Even though we did it without spending a lot of money, you know, when you go in, people are like, "Wow, we didn’t expect this. It’s wonderful." I think we have, you know, the right product and the right market in a year. I mean, it was very fast. Equally important, we had the right team, and they’ve done a great job, so.

Lewis Fanger, President and Chief Financial Officer, Full House Resorts: Yeah. I think Dan for this, it’s a little bit of both, John. It’s, it’s, you know, the database in terms of adding new names to it continues to grow at a pace meaningfully similar to what it was three, six, nine months ago. It really hasn’t slowed down in terms of the number of people that are going into that database. We’ve crossed 121,000 names. We’re closing in on 125,000 names in the database. Not showing signs of slowing down, so. It’s a little of both. It’s, it’s.

Dan Lee, Chief Executive Officer, Full House Resorts: We’ve done it without hurting the competition. I mean, most of it.

Lewis Fanger, President and Chief Financial Officer, Full House Resorts: Huge.

Dan Lee, Chief Executive Officer, Full House Resorts: Increased gambling by people in Lake County.

Lewis Fanger, President and Chief Financial Officer, Full House Resorts: Yeah.

Dan Lee, Chief Executive Officer, Full House Resorts: Which is what we expected. I guess I should also give a tip of the hat to Alex, who forecasted that this is exactly what would happen, and he’s been right.

John DeCree, Analyst, CBRE: Thanks, guys. I appreciate it.

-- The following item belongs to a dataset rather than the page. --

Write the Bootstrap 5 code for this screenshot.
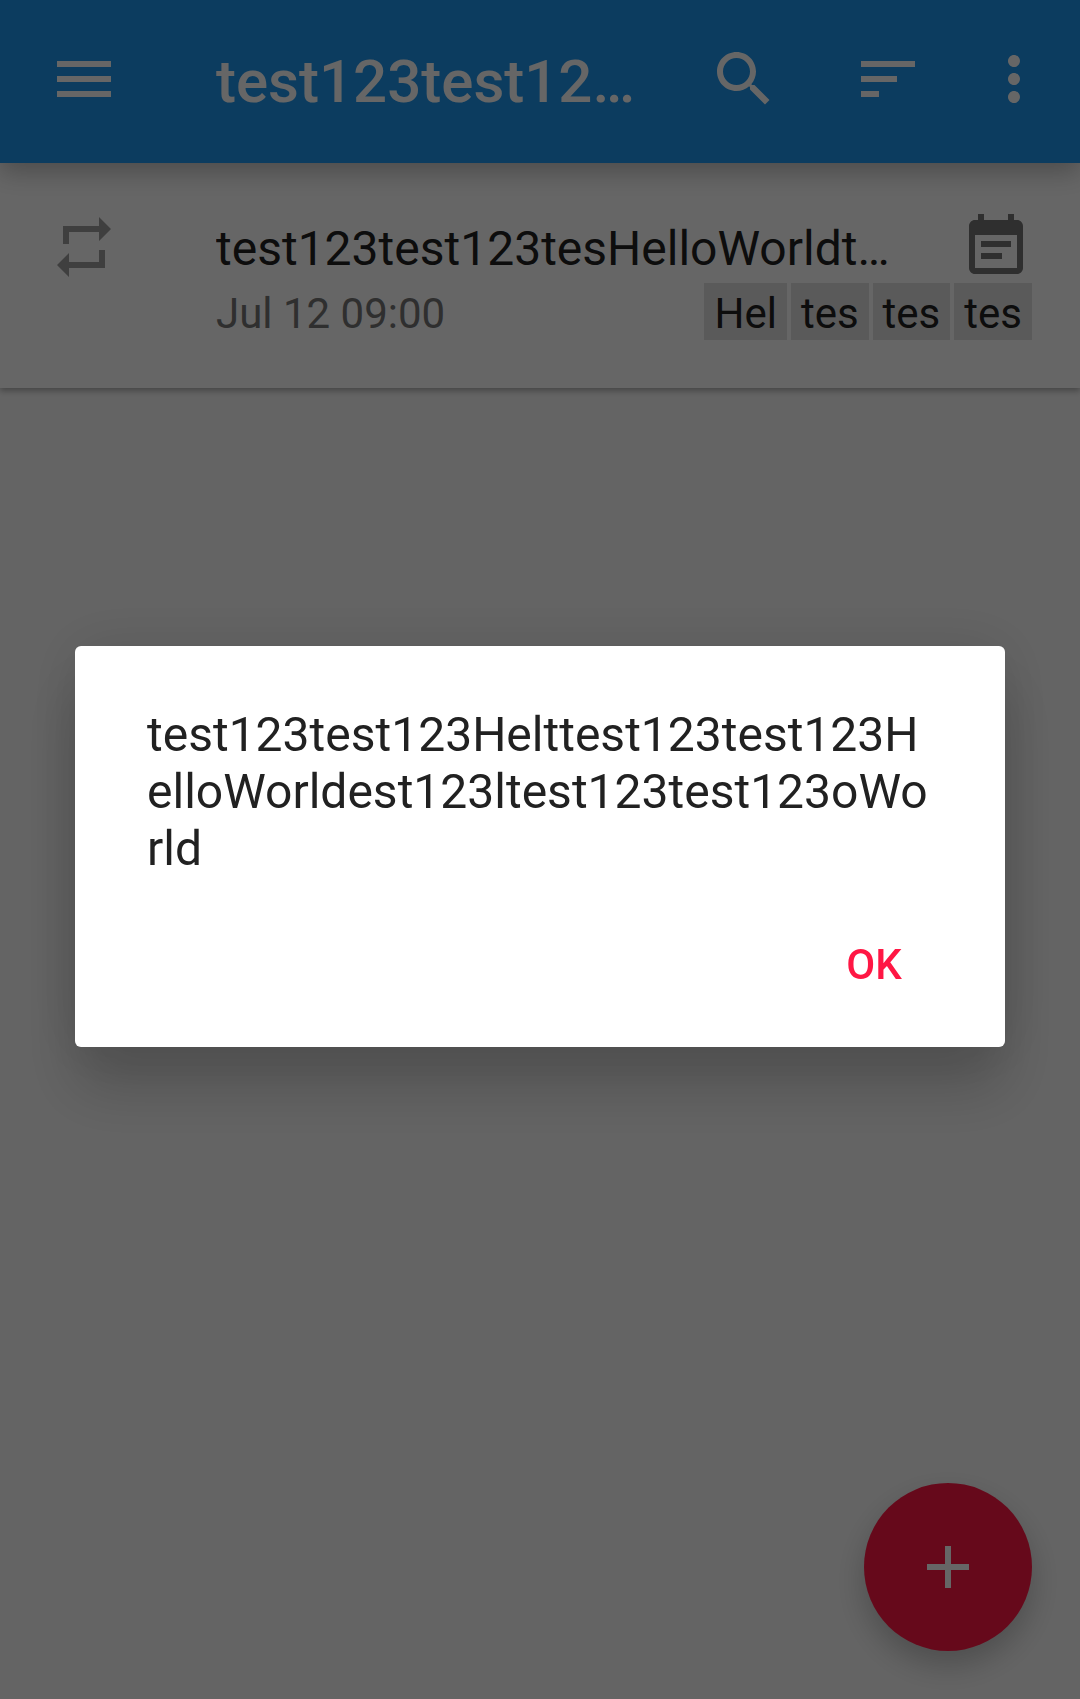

Operator: Thank you. We have reached the end of the question and answer session. I would like to turn the floor back over to President and Chief Financial Officer, Lewis Fanger, for closing remarks.

Lewis Fanger, President and Chief Financial Officer, Full House Resorts: I’ll turn it over. Dan, any last words?

Dan Lee, Chief Executive Officer, Full House Resorts: Listen, it’s been kind of a challenging year of fixing Colorado while we try to figure out how to finance the permanent American Place. I think we now have the team in place, and the stuff is trending the right way in Colorado, and I think we’re on the cusp of having the financing arranged for American Place. You know, that it doesn’t happen overnight. I mean, I think the financing would be in place in May or June, which is approximately when we would also have the extension that we mentioned in the legislature. Hopefully, by the time we’re having this call for the next quarter, we have a lot more concrete stuff we can talk about. Thank you very much, everybody.

Operator: This concludes today’s conference, and you may disconnect your lines at this time. We thank you for your participation.